一人の母親に対し、前夫との息子と同い年の夫、そしてそれぞれの家族。親がいっぱい登場する映画なら、『オー!ファーザー』から『そして、バトンは渡された』など多数あるが、一人の母親があちこちに子沢山というパターンは珍しい?
『エデンより彼方に』の頃のジュリアン・ムーアならいざ知らず、『キャリー』あたりからの、どう逆ギレ豹変するか分からないジュリアンになりそうで怖い。
おまけに、彼女を愛する良き夫のジョーが、家の中で大事に蝶を育てているものだから、雰囲気は『羊たちの沈黙』、いやジュリアン・ムーアだから『ハンニバル』か。
本作は、ミステリー的な真相究明がない時点でつまらない作品と断じてしまうには、あまりに早計だ。この不思議な過去をもった家族や関係者をエリザベスが取材していく過程は、飽きさせることがない。2時間が物足りなく感じるほどだ。
レビュー(ここからネタバレ)
ここからネタバレしている部分がありますので、未見の方はご留意ください。
夫ジョーの心中
もうすぐ卒業で家をでる13歳差の息子と屋根に寝そべって、ジョーは息子に教わってマリファナを吸う。世間では中年女にレイプされ、その後に結婚した被害者男性と見られているジョー。
「あの時、誘ったのはあなたでしょ」
グレイシーはあくまで、13歳だった彼が主導した恋愛だと主張するが、そんな判断力などガキの自分にはなかったと考えているジョーとは、意見が折り合わない。
二人の間に恋愛感情がなかったとは言わないが、愛する子供たちが巣立ったあとに、夫婦関係が存続するのかは映画では語られない。
若いジョーは最初からエリザベスに惹かれていたのだろう(TVのCMも熱心に見ていたし)。

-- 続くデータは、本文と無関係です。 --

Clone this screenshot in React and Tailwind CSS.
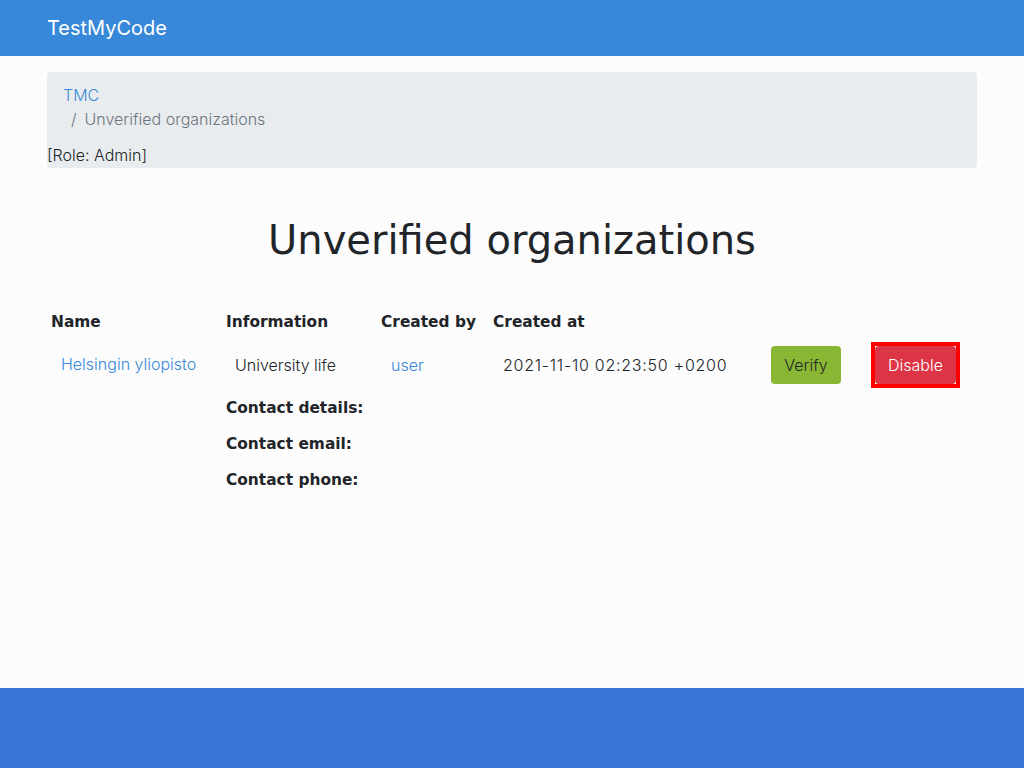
import React from 'react';

const orgs = [
  {
    name: 'Helsingin yliopisto',
    info: 'University life',
    creator: 'user',
    createdAt: '2021-11-10 02:23:50 +0200',
  },
];

const boldFont = "font-['DejaVu_Sans',sans-serif] font-bold text-[15.4px]";

export default function App() {
  return (
    <div className="min-h-screen flex flex-col bg-[#fcfcfc] text-[#212529] font-['Inter',sans-serif] font-light">
      {/* Navbar */}
      <header className="h-14 bg-[#3788d8] flex items-center">
        <div className="w-[930px] mx-auto">
          <span className="text-white text-[20px] font-normal">TestMyCode</span>
        </div>
      </header>

      <main className="flex-1">
        <div className="w-[930px] mx-auto pt-4">
          {/* Breadcrumb */}
          <nav className="bg-[#e9ecef] rounded text-base leading-6 pb-px">
            <ol className="px-4 pt-[11px] pb-3">
              <li><a className="text-[#3788d8]">TMC</a></li>
              <li className="pl-2 text-[#6c757d]">
                <span className="pr-2">/</span>Unverified organizations
              </li>
            </ol>
            <div>[Role: Admin]</div>
          </nav>

          <h1 className="mt-12 text-center text-[40px] leading-[48px] font-normal font-['DejaVu_Sans',sans-serif]">Unverified organizations</h1>

          {/* Table */}
          <table className="mt-[42px] text-base leading-6 border-collapse">
            <thead>
              <tr>
                <th className={`w-[175px] text-left px-1 py-1 ${boldFont}`}>Name</th>
                <th className={`w-[155px] text-left px-1 py-1 ${boldFont}`}>Information</th>
                <th className={`w-[112px] text-left px-1 py-1 ${boldFont}`}>Created by</th>
                <th className={`w-[282px] text-left px-1 py-1 ${boldFont}`}>Created at</th>
                <th className="w-[104px]"></th>
                <th></th>
              </tr>
            </thead>
            <tbody>
              {orgs.map(o => (
                <React.Fragment key={o.name}>
                  <tr>
                    <td className="pl-[14px] pt-[14px] pb-4 align-middle">
                      <a className="text-[#3788d8]">{o.name}</a>
                    </td>
                    <td className="pl-[13px] align-middle">{o.info}</td>
                    <td className="pl-[14px] align-middle">
                      <a className="text-[#3788d8]">{o.creator}</a>
                    </td>
                    <td className="pl-[14px] align-middle tracking-[0.75px]">{o.createdAt}</td>
                    <td className="align-middle">
                      <button className="h-[38px] w-[70px] rounded bg-[#8ab733] text-[#212529] font-light">Verify</button>
                    </td>
                    <td className="align-middle">
                      <span className="inline-flex -ml-1 border-4 border-[#ff0000]">
                        <button className="h-[38px] w-[81px] rounded bg-[#dc3545] text-white font-light">Disable</button>
                      </span>
                    </td>
                  </tr>
                  <tr>
                    <td></td>
                    <td colSpan={3} className={`px-1 pt-1 ${boldFont}`}>Contact details:</td>
                  </tr>
                  <tr>
                    <td></td>
                    <td colSpan={3} className={`px-1 pt-3 ${boldFont}`}>Contact email:</td>
                  </tr>
                  <tr>
                    <td></td>
                    <td colSpan={3} className={`px-1 pt-3 ${boldFont}`}>Contact phone:</td>
                  </tr>
                </React.Fragment>
              ))}
            </tbody>
          </table>
        </div>
      </main>

      <footer className="h-20 bg-[#3775d6]"></footer>
    </div>
  );
}
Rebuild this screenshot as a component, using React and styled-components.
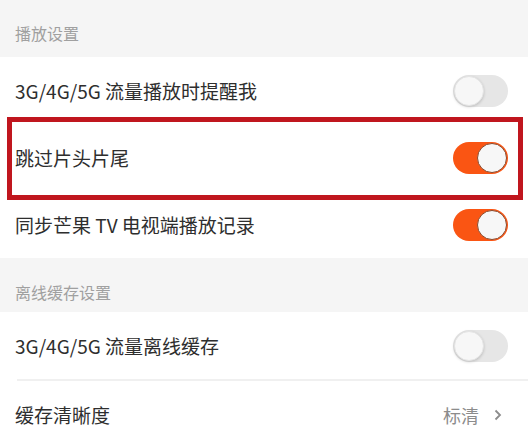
import React from 'react';
import styled, { createGlobalStyle } from 'styled-components';

const GlobalStyle = createGlobalStyle`
  body {
    margin: 0;
    background: #ffffff;
    font-family: "Noto Sans CJK SC", "Noto Sans", sans-serif;
  }
`;

const Page = styled.div`
  width: 528px;
  height: 444px;
  overflow: hidden;
  background: #ffffff;
`;

const SectionHeader = styled.div`
  height: ${(p) => p.height}px;
  box-sizing: border-box;
  padding: ${(p) => p.top}px 15px 0;
  background: #f5f5f5;
  color: #a0a0a0;
  font-size: 16px;
  line-height: 22px;
`;

const Row = styled.div`
  position: relative;
  display: flex;
  align-items: center;
  justify-content: space-between;
  height: ${(p) => p.height || 67}px;
  padding: 0 20px 0 15px;
  box-sizing: border-box;
  color: #2e2e2e;
  font-size: 19px;
`;

const Divider = styled.div`
  height: 2px;
  margin-left: 17px;
  background: #f0f0f0;
`;

const Highlight = styled.div`
  position: absolute;
  top: -7px;
  bottom: -9px;
  left: 7px;
  right: 5px;
  border: 5px solid #c0161e;
  pointer-events: none;
`;

const Toggle = styled.div`
  position: relative;
  width: 55px;
  height: 32px;
  border-radius: 16px;
  background: ${(p) => (p.on ? '#fa5513' : '#e6e6e6')};
  flex-shrink: 0;
`;

const Knob = styled.div`
  position: absolute;
  top: 1px;
  left: ${(p) => (p.on ? '24px' : '1px')};
  width: 30px;
  height: 30px;
  box-sizing: border-box;
  border-radius: 50%;
  background: #f7f7f7;
  border: ${(p) => (p.on ? '1.5px solid #8a4a2c' : '1px solid #e4e4e4')};
  box-shadow: ${(p) => (p.on ? 'none' : '0 1px 3px rgba(0,0,0,0.18)')};
`;

const Value = styled.div`
  display: flex;
  align-items: center;
  gap: 15px;
  color: #8c8c8c;
  font-size: 18px;
  margin-right: 6px;
`;

function Switch({ on }) {
  return (
    <Toggle on={on ? 1 : 0}>
      <Knob on={on ? 1 : 0} />
    </Toggle>
  );
}

export default function App() {
  return (
    <Page>
      <GlobalStyle />
      <SectionHeader height={57} top={22}>播放设置</SectionHeader>
      <Row>
        <span>3G/4G/5G 流量播放时提醒我</span>
        <Switch />
      </Row>
      <Row>
        <span>跳过片头片尾</span>
        <Switch on />
        <Highlight />
      </Row>
      <Row>
        <span>同步芒果 TV 电视端播放记录</span>
        <Switch on />
      </Row>
      <SectionHeader height={54} top={23}>离线缓存设置</SectionHeader>
      <Row>
        <span>3G/4G/5G 流量离线缓存</span>
        <Switch />
      </Row>
      <Divider />
      <Row>
        <span>缓存清晰度</span>
        <Value>
          <span>标清</span>
          <svg width="8" height="12" viewBox="0 0 8 12">
            <path d="M1.5 1.5 L6 6 L1.5 10.5" fill="none" stroke="#8c8c8c" strokeWidth="1.8" />
          </svg>
        </Value>
      </Row>
    </Page>
  );
}
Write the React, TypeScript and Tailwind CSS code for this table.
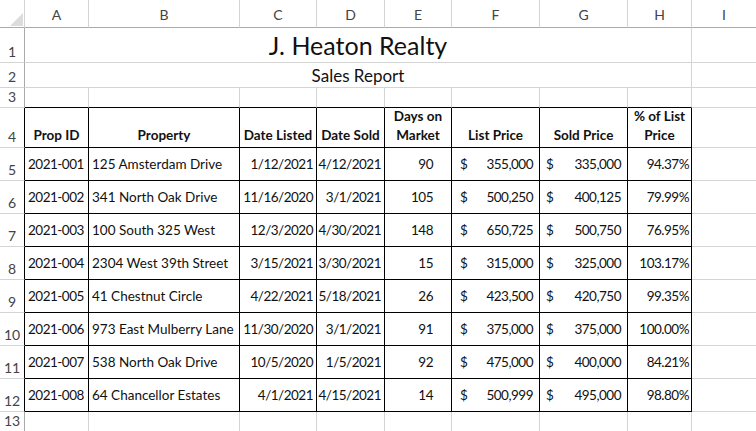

誘惑されて彼女とベッドを共にしてしまうのは、ありがちな話だ。(でもこのシーン、わざわざ入れてR15指定にする必要あった?)
ジョーは自分の苦しい胸の内をエリザベスが理解してくれたと思ったから、関係を持ったのだろう。だが、彼女は、グレイシーを理解するにはジョーに抱かれてみなければという、単なる女優の職業意識で寝ただけなのではないか。
私が理解できたの?
こんなにも周囲の人々を傷つけながら、なぜグレイシーは平然としていられるのか。
「ママは壊れているんだ。二人の兄がいることは知っているだろ。子供の頃に、散々ひどい目にあったんだ。俺は日記を読んだ」
元の息子ジョージ―はそう語るが、どこまでが真実なのか、エリザベスには分からない。事実、グレイシーはそれを否定する。
取材・調査のための滞在が完了し、エリザベスはスタジオに戻ることになる。
「あなた、私が理解できたの?」
「理解できたわ」
エリザベスはグレイシーにそう答え、映画はクランクインする。どんな映画が完成しようと、世間はジョーを被害者と見続けるだろうな。彼は無意識に、蛹の殻を破って空に羽ばたいていく蝶に、自分の願望を重ねているに違いない。
◇
愛には性別差も人種差もないのだと作品で訴えてきたトッド・ヘインズ監督だが、今回は年齢差など関係ないというメッセージではなかったのが意外。